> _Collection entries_
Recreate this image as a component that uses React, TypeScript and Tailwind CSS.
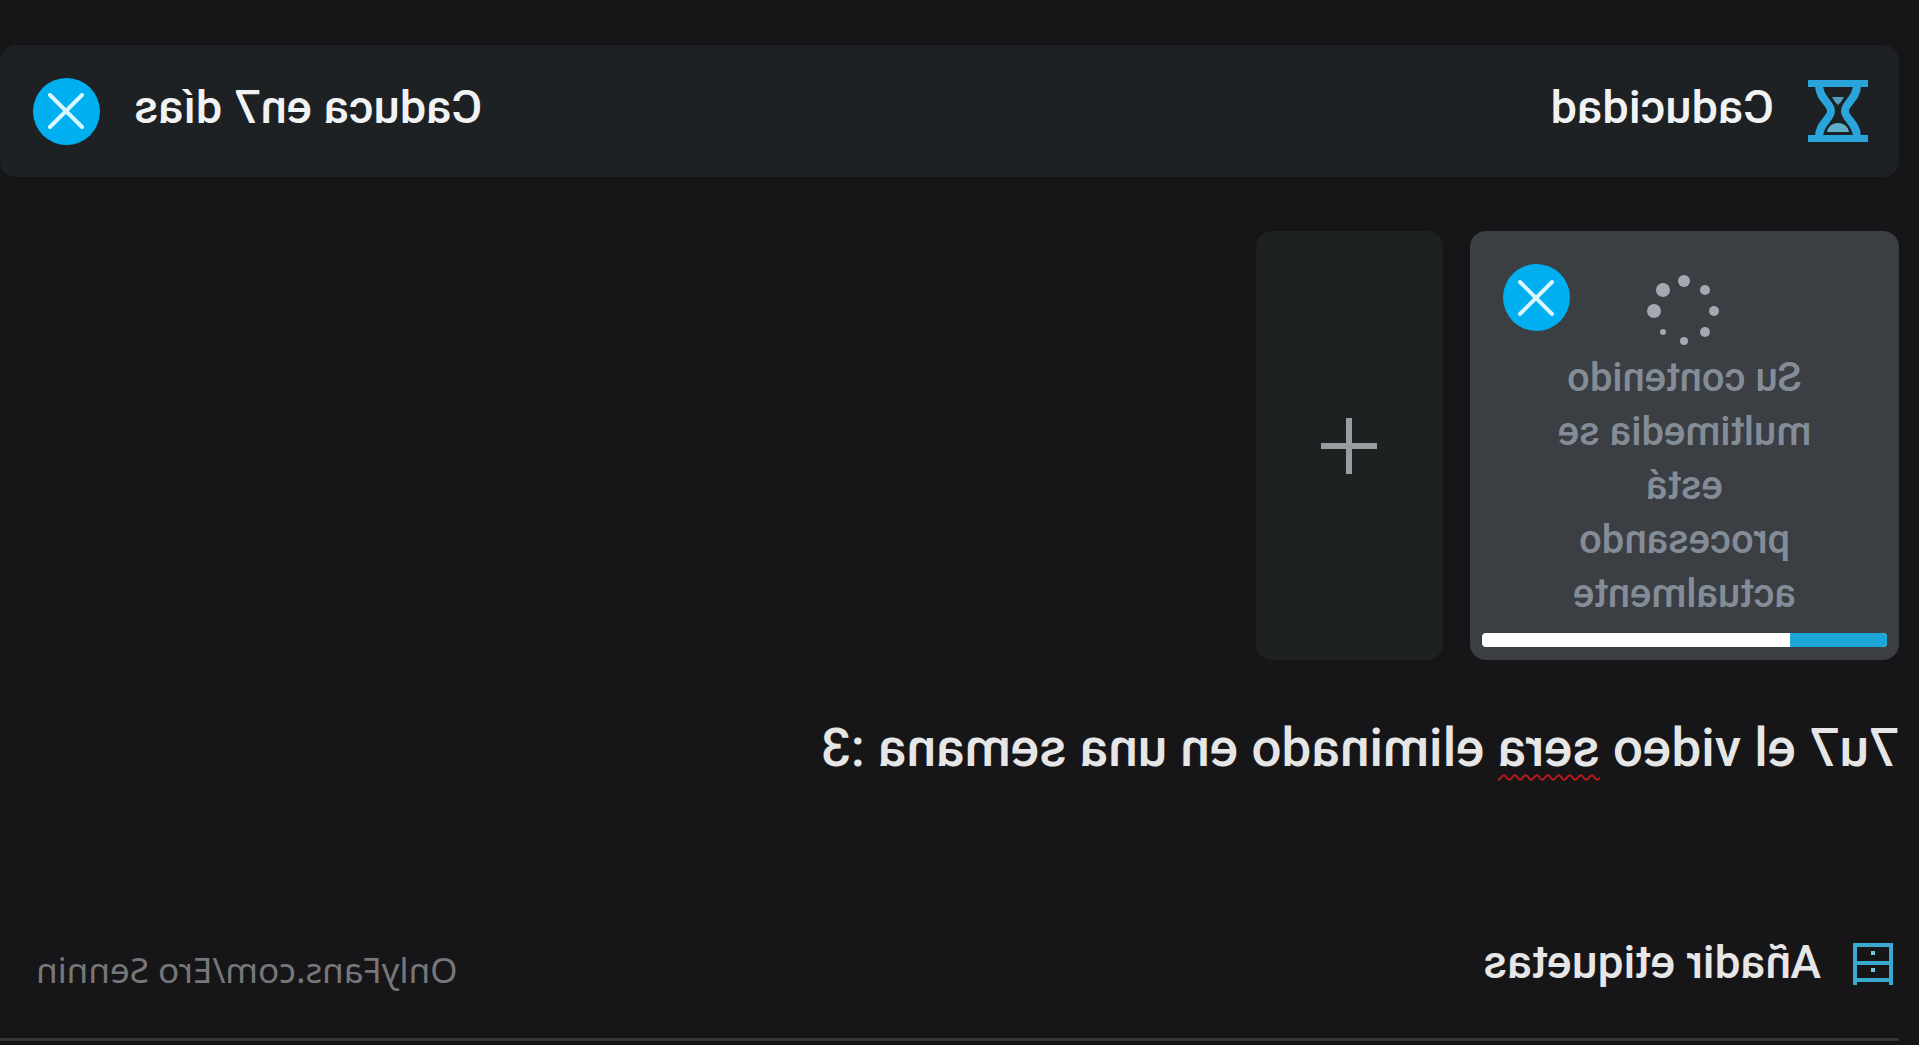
import React from "react";

function CloseButton({ label }: { label: string }) {
  return (
    <button
      type="button"
      aria-label={label}
      className="flex size-[67px] shrink-0 items-center justify-center rounded-full bg-[#00aff0]"
    >
      <svg viewBox="0 0 36 36" className="size-9" fill="none" stroke="#d9f5ff" strokeWidth="4" strokeLinecap="round">
        <path d="M2 2 34 34M34 2 2 34" />
      </svg>
    </button>
  );
}

function HourglassIcon() {
  return (
    <svg viewBox="0 0 60 62" className="h-[62px] w-[60px] shrink-0" fill="none" aria-hidden="true">
      <path d="M0 0H60V7H0ZM0 55H60V62H0Z" fill="#2aa5dc" />
      <path d="M11 5C11 19 23 23 23 31C23 39 11 43 11 57" stroke="#2aa5dc" strokeWidth="8" />
      <path d="M49 5C49 19 37 23 37 31C37 39 49 43 49 57" stroke="#2aa5dc" strokeWidth="8" />
      <path d="M24 17H36L33 22L30 25L27 22Z" fill="#4f9fb8" />
      <path d="M19 52C20 46 25 43 30 43C35 43 40 46 41 52Z" fill="#5fb0c8" />
    </svg>
  );
}

function DrawersIcon() {
  return (
    <svg viewBox="0 0 40 42" className="mt-1 h-[42px] w-10 shrink-0" fill="none" stroke="#3aa9cf" strokeWidth="4" aria-hidden="true">
      <path d="M2 42V2H38V42M2 20H38M2 37H38" />
      <path d="M18 10H22M18 27H22" stroke="#79c4dd" />
    </svg>
  );
}

const dots = [
  { x: 31, y: 7, r: 6 },
  { x: 10, y: 16, r: 5 },
  { x: 1, y: 37, r: 5 },
  { x: 10, y: 58, r: 5 },
  { x: 31, y: 67, r: 4 },
  { x: 52, y: 58, r: 3 },
  { x: 61, y: 37, r: 7 },
  { x: 52, y: 16, r: 7 },
];

function Spinner() {
  return (
    <svg viewBox="-7 0 76 74" className="h-[74px] w-[76px]" fill="#a3a9b0" aria-hidden="true">
      {dots.map((d) => (
        <circle key={`${d.x}-${d.y}`} cx={d.x} cy={d.y} r={d.r} />
      ))}
    </svg>
  );
}

export default function App() {
  return (
    <main className="min-h-screen -scale-x-100 bg-[#161618] pt-[45px] pl-5 font-['Roboto',sans-serif] text-[#f1f2f3]">
      <header className="flex h-[132px] items-center rounded-2xl bg-[#1e2123] pr-[33px] pl-[31px]">
        <HourglassIcon />
        <h2 className="ml-[34px] pb-2 text-[47px] leading-[56px] font-medium">Caducidad</h2>
        <span className="mr-[34px] ml-auto pb-2 text-[47px] leading-[56px] font-medium">Caduca en7 días</span>
        <CloseButton label="Quitar caducidad" />
      </header>

      <section className="mt-[54px] flex gap-[27px]">
        <article className="relative flex h-[429px] w-[429px] flex-col items-center rounded-2xl bg-[#3b3e43] px-3 pt-[43px] pb-[13px]">
          <Spinner />
          <p className="mt-[3px] w-[270px] text-center text-[40px] leading-[54px] font-medium text-[#848d97]">
            Su contenido multimedia se está procesando actualmente
          </p>
          <div className="mt-auto flex h-3.5 w-full overflow-hidden rounded-sm bg-white">
            <div className="w-[24%] bg-[#1ea5d8]" />
          </div>
          <div className="absolute top-[33px] right-[33px]">
            <CloseButton label="Quitar multimedia" />
          </div>
        </article>
        <button
          type="button"
          aria-label="Añadir multimedia"
          className="flex w-[187px] items-center justify-center rounded-2xl bg-[#1d2122]"
        >
          <svg viewBox="0 0 56 56" className="size-14" stroke="#989da0" strokeWidth="6">
            <path d="M28 0V56M0 28H56" />
          </svg>
        </button>
      </section>

      <div
        role="textbox"
        aria-label="Texto de la publicación"
        contentEditable
        suppressContentEditableWarning
        spellCheck={false}
        className="mt-[54px] min-h-[200px] text-[53px] leading-[68px] font-medium text-[#e6e6e7] outline-none"
      >
        7u7 el video <span className="underline decoration-[#c01818] decoration-wavy decoration-2 underline-offset-8">sera</span> eliminado en una semana :3
      </div>

      <footer className="flex h-[127px] items-start border-b-3 border-[#363638] pt-5 pr-9 pl-1.5">
        <button type="button" className="flex items-center gap-8 text-[46px] leading-[56px] font-medium text-[#e6e6e7]">
          <DrawersIcon />
          Añadir etiquetas
        </button>
        <a href="#perfil" className="mt-3 ml-auto font-['Noto_Sans',sans-serif] text-[35px] leading-[48px] text-[#77777a]">
          OnlyFans.com/Ero Sennin
        </a>
      </footer>
    </main>
  );
}
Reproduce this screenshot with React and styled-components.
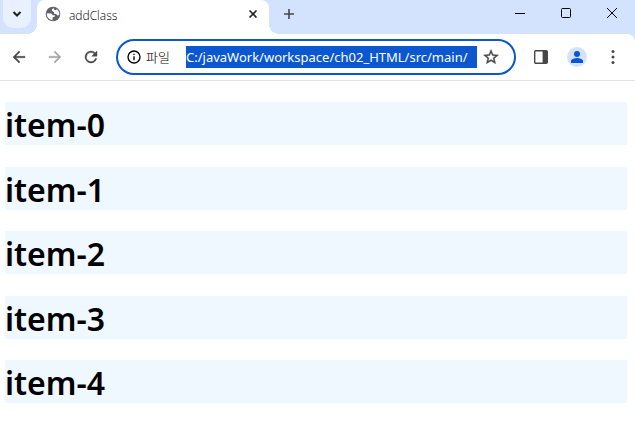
import React, { useState } from "react";
import styled, { createGlobalStyle } from "styled-components";

const GlobalStyle = createGlobalStyle`
  * { box-sizing: border-box; }
  body {
    margin: 0;
    background: #fff;
    color: #000;
    font-family: "Noto Sans", "Noto Sans CJK KR", sans-serif;
  }
  button, input { font: inherit; }
`;

const TabStrip = styled.header`
  display: flex;
  height: 34px;
  background: #d3e3fd;
`;

const IconButton = styled.button`
  display: grid;
  place-items: center;
  flex: none;
  width: 28px;
  height: 28px;
  padding: 0;
  border: 0;
  border-radius: 8px;
  background: transparent;
  color: ${(p) => p.$color || "#474747"};
  svg { display: block; }
`;

const TabSearchArea = styled.div`
  padding-left: 3px;
  width: 37px;
`;

const TabSearch = styled(IconButton)`
  border-radius: 0 0 10px 10px;
  background: #e9f0fe;
  color: #1f1f1f;
`;

const Tab = styled.div`
  position: relative;
  display: flex;
  align-items: center;
  flex: 0 1 232px;
  min-width: 0;
  padding: 0 2px 6px 8px;
  border-radius: 8px 8px 0 0;
  background: #fff;
  font-size: 12px;
  line-height: 16px;

  &::before, &::after {
    content: "";
    position: absolute;
    bottom: 0;
    width: 10px;
    height: 10px;
  }
  &::before {
    right: 100%;
    background: radial-gradient(circle at 0 0, transparent 10px, #fff 10px);
  }
  &::after {
    left: 100%;
    background: radial-gradient(circle at 100% 0, transparent 10px, #fff 10px);
  }
`;

const TabTitle = styled.span`
  flex: 1;
  padding: 4px 0 0 8px;
  color: #000;
  font-family: "Open Sans", sans-serif;
  font-weight: 300;
`;

const NewTab = styled(IconButton)`
  margin-left: 6px;
`;

const WindowControls = styled.div`
  display: flex;
  margin-left: auto;
`;

const WindowButton = styled(IconButton)`
  width: 46px;
  height: 26px;
  border-radius: 0;
  color: #000;
`;

const ToolbarBack = styled.div`
  background: #d3e3fd;
`;

const Toolbar = styled.nav`
  display: flex;
  align-items: center;
  height: 47px;
  padding: 0 8px 0 5px;
  border-bottom: 1px solid #e1e1e1;
  border-radius: 0 8px 0 0;
  background: #fff;
`;

const NavButtons = styled.div`
  display: flex;
  gap: 8px;
`;

const AddressBar = styled.form`
  display: flex;
  align-items: center;
  flex: 1;
  min-width: 0;
  height: 36px;
  margin: 0 11px;
  padding: 0 9px 0 8px;
  border: 2px solid #0b57d0;
  border-radius: 18px;
  color: #1f1f1f;
`;

const SchemeLabel = styled.label`
  display: flex;
  align-items: center;
  gap: 4px;
  flex: none;
  width: 60px;
  color: #000;
  font-family: "Noto Sans CJK KR", sans-serif;
  font-size: 13px;
  font-weight: 300;
  line-height: 20px;
`;

const AddressInput = styled.input`
  flex: 1;
  min-width: 0;
  height: 22px;
  padding: 0;
  border: 0;
  outline: 0;
  background: #0b57d0;
  color: #fff;
  font-size: 13px;
`;

const Actions = styled.div`
  display: flex;
  gap: 8px;
`;

const Page = styled.main`
  display: flow-root;
  padding: 0 8px 0 5px;
`;

const Item = styled.h1`
  padding-top: 2px;
  background: #f0f8ff;
  font-family: "Noto Sans", sans-serif;
  font-size: 32px;
  font-weight: 600;
  line-height: 41px;
`;

function Glyph({ size = 16, box = 24, bold = false, children }) {
  return (
    <svg
      width={size}
      height={size}
      viewBox={`0 0 ${box} ${box}`}
      fill="currentColor"
      stroke={bold ? "currentColor" : "none"}
      strokeWidth={bold ? 0.5 : undefined}
      aria-hidden="true"
    >
      {children}
    </svg>
  );
}

const items = [0, 1, 2, 3, 4];

export default function App() {
  const [address, setAddress] = useState("C:/javaWork/workspace/ch02_HTML/src/main/");
  return (
    <>
      <GlobalStyle />
      <TabStrip>
        <TabSearchArea>
          <TabSearch aria-label="Search tabs">
            <Glyph size={10} box={10}>
              <path d="M1.5 3 5 6.5 8.5 3" fill="none" stroke="currentColor" strokeWidth="2" />
            </Glyph>
          </TabSearch>
        </TabSearchArea>
        <Tab>
          <Glyph size={16} box={16}>
            <circle cx="8" cy="8" r="7.3" fill="#5f6368" />
            <path
              d="M8.6 1.9 7 3.4v1.5l2 1.2v1.7l2.2.1 1.1 1.5 1.9-.4A6.2 6.2 0 0 0 12 3.3l-1.5 1-1.3-.6zM1.8 7.2l4.4.2 1.5 1.8h2l.2 1.4-2.3 1v2.6A6.2 6.2 0 0 1 1.8 7.2z"
              fill="#fff"
            />
          </Glyph>
          <TabTitle>addClass</TabTitle>
          <IconButton aria-label="Close tab" $color="#1f1f1f">
            <Glyph size={10} box={10}>
              <path d="m1.5 1.5 7 7m0-7-7 7" stroke="currentColor" strokeWidth="1.6" />
            </Glyph>
          </IconButton>
        </Tab>
        <NewTab aria-label="New tab">
          <Glyph size={12} box={12}>
            <path d="M6 1v10M1 6h10" stroke="currentColor" strokeWidth="1.6" />
          </Glyph>
        </NewTab>
        <WindowControls>
          <WindowButton aria-label="Minimize">
            <Glyph size={10} box={10}>
              <path d="M0 5h10v1H0z" />
            </Glyph>
          </WindowButton>
          <WindowButton aria-label="Maximize">
            <Glyph size={10} box={10}>
              <rect x=".5" y=".5" width="9" height="9" rx="1" fill="none" stroke="currentColor" />
            </Glyph>
          </WindowButton>
          <WindowButton aria-label="Close">
            <Glyph size={10} box={10}>
              <path d="m0 0 10 10m0-10L0 10" stroke="currentColor" />
            </Glyph>
          </WindowButton>
        </WindowControls>
      </TabStrip>
      <ToolbarBack>
        <Toolbar aria-label="Browser toolbar">
          <NavButtons>
            <IconButton aria-label="Back">
              <Glyph size={18} bold>
                <path d="M20 11H7.8l5.6-5.6L12 4l-8 8 8 8 1.4-1.4L7.8 13H20z" />
              </Glyph>
            </IconButton>
            <IconButton aria-label="Forward" $color="#a6a6a6">
              <Glyph size={18} bold>
                <path d="m12 4-1.4 1.4 5.6 5.6H4v2h12.2l-5.6 5.6L12 20l8-8z" />
              </Glyph>
            </IconButton>
            <IconButton aria-label="Reload">
              <Glyph size={18} bold>
                <path d="M17.65 6.35A8 8 0 1 0 19.73 14h-2.08A6 6 0 1 1 12 6c1.66 0 3.14.69 4.22 1.78L13 11h7V4z" />
              </Glyph>
            </IconButton>
          </NavButtons>
          <AddressBar onSubmit={(e) => e.preventDefault()}>
            <SchemeLabel htmlFor="address">
              <Glyph size={16}>
                <path d="M11 17h2v-6h-2zm0-8h2V7h-2zM12 2a10 10 0 1 0 0 20 10 10 0 0 0 0-20zm0 18a8 8 0 1 1 0-16 8 8 0 0 1 0 16z" />
              </Glyph>
              파일
            </SchemeLabel>
            <AddressInput id="address" value={address} onChange={(e) => setAddress(e.target.value)} />
            <IconButton type="button" aria-label="Bookmark this page">
              <Glyph size={18} bold>
                <path d="m22 9.24-7.19-.62L12 2 9.19 8.63 2 9.24l5.46 4.73L5.82 21 12 17.27 18.18 21l-1.63-7.03zM12 15.4l-3.76 2.27 1-4.28-3.32-2.88 4.38-.38L12 6.1l1.71 4.04 4.38.38-3.32 2.88 1 4.28z" />
              </Glyph>
            </IconButton>
          </AddressBar>
          <Actions>
            <IconButton aria-label="Side panel">
              <Glyph size={14} box={14}>
                <rect x=".7" y=".7" width="12.6" height="12.6" rx="1" fill="none" stroke="currentColor" strokeWidth="1.4" />
                <path d="M8.6 1H13v12H8.6z" />
              </Glyph>
            </IconButton>
            <IconButton aria-label="Profile">
              <Glyph size={20} box={20}>
                <circle cx="10" cy="10" r="10" fill="#d3e3fd" />
                <circle cx="10" cy="7" r="3" fill="#0b57d0" />
                <path d="M4 16v-2c0-2 4-3 6-3s6 1 6 3v2z" fill="#0b57d0" />
              </Glyph>
            </IconButton>
            <IconButton aria-label="Menu">
              <Glyph size={14} box={14}>
                <circle cx="7" cy="1.6" r="1.5" />
                <circle cx="7" cy="7" r="1.5" />
                <circle cx="7" cy="12.4" r="1.5" />
              </Glyph>
            </IconButton>
          </Actions>
        </Toolbar>
      </ToolbarBack>
      <Page>
        {items.map((n) => (
          <Item key={n}>item-{n}</Item>
        ))}
      </Page>
    </>
  );
}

> _WHAT YOU WILL DO_
Tally the lines above that contain the word "components", and reply with only the number.

> _PROBLEM SOLUTION_
2